Some researchers suggest that Oswald was an active agent of the Central Intelligence Agency, often pointing to the fact that he attempted to defect to Russia but was nonetheless able to return without difficulty (even receiving a repatriation loan from the State Department) as evidence of such. A former roommate of Oswald, James Botelho (who would later become a California judge) stated in an interview with Mark Lane that he believed that Oswald was involved in an intelligence assignment in Russia, although Botelho made no mention of those suspicions in his testimony to the Warren Commission years earlier. Oswald's mother, Marguerite, often insisted that her son was recruited by an agency of the U.S. Government and sent to Russia. New Orleans District Attorney (and later judge) Jim Garrison, who in 1967 brought Clay Shaw to trial for the assassination of President Kennedy also held the opinion that Oswald was most likely a CIA agent who had been drawn into the plot to be used as a scapegoat, even going as far as to say that Oswald "genuinely was probably a hero". Senator Richard Schweiker, a member of the U.S. Senate Select Committee on Intelligence remarked that "everywhere you look with [Oswald], there're fingerprints of intelligence". Richard Sprague, interim staff director and chief counsel to the U.S. House Select Committee on Assassinations, stated that if he "had to do it over again" would have investigated the Kennedy assassination by probing Oswald's ties to the Central Intelligence Agency.

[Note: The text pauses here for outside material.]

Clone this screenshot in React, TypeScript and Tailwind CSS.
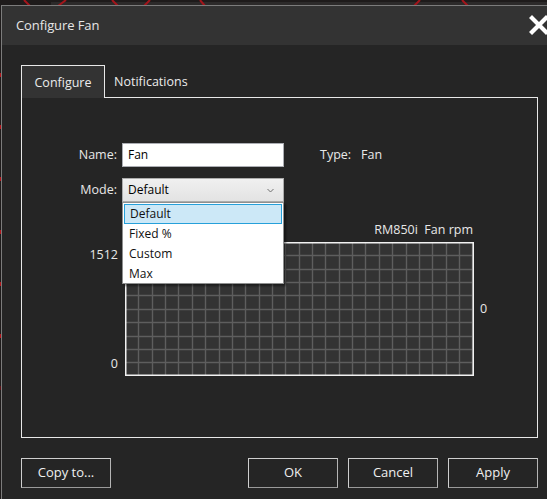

In 1978, former CIA paymaster and accountant James Wilcott testified before the HSCA, stating that Lee Harvey Oswald was a "known agent" of the Central Intelligence Agency. Wilcott and his wife, Elsie (also a former employee of the CIA) later repeated those claims in a story by the San Francisco Chronicle. Despite its official policy of neither confirming nor denying the status of agents, both the CIA itself and many officers working in the region at the time (including David Atlee Phillips) have "unofficially" dismissed the plausibility of any possible ties to Oswald and the agency. Robert Blakey, staff director and chief counsel for the U.S. House Select Committee on Assassinations supported that assessment in his conclusions as well.
Organized crime and the CIA conspiracy
Some conspiracy theorists have alleged a plot involving elements of the Mafia, the CIA and the anti-Castro Cubans, including author Anthony Summers and journalist Ruben Castaneda. Castaneda wrote: "Based on the evidence, it is likely that JFK was killed by a coalition of anti-Castro Cubans, the Mob, and elements of the CIA." In his book, They Killed Our President, former Minnesota governor Jesse Ventura also concluded: "John F. Kennedy was murdered by a conspiracy involving disgruntled CIA agents, anti-Castro Cubans, and members of the Mafia, all of whom were extremely angry at what they viewed as Kennedy's appeasement policies toward Communist Cuba and the Soviet Union."
Information released around 2006 by the FBI indicates that Carlos Marcello confessed in detail to having organized Kennedy's assassination. The FBI then covered up this information, which it had in its possession. This version of events is supported by Robert Blakey in his book, The Plot to Kill the President. Blakey, who was chief counsel for the House Select Committee on Assassinations, concluded that Marcello was likely part of a Mafia conspiracy behind the assassination, and that the Mafia had the means, motive, and opportunity required to carry it out.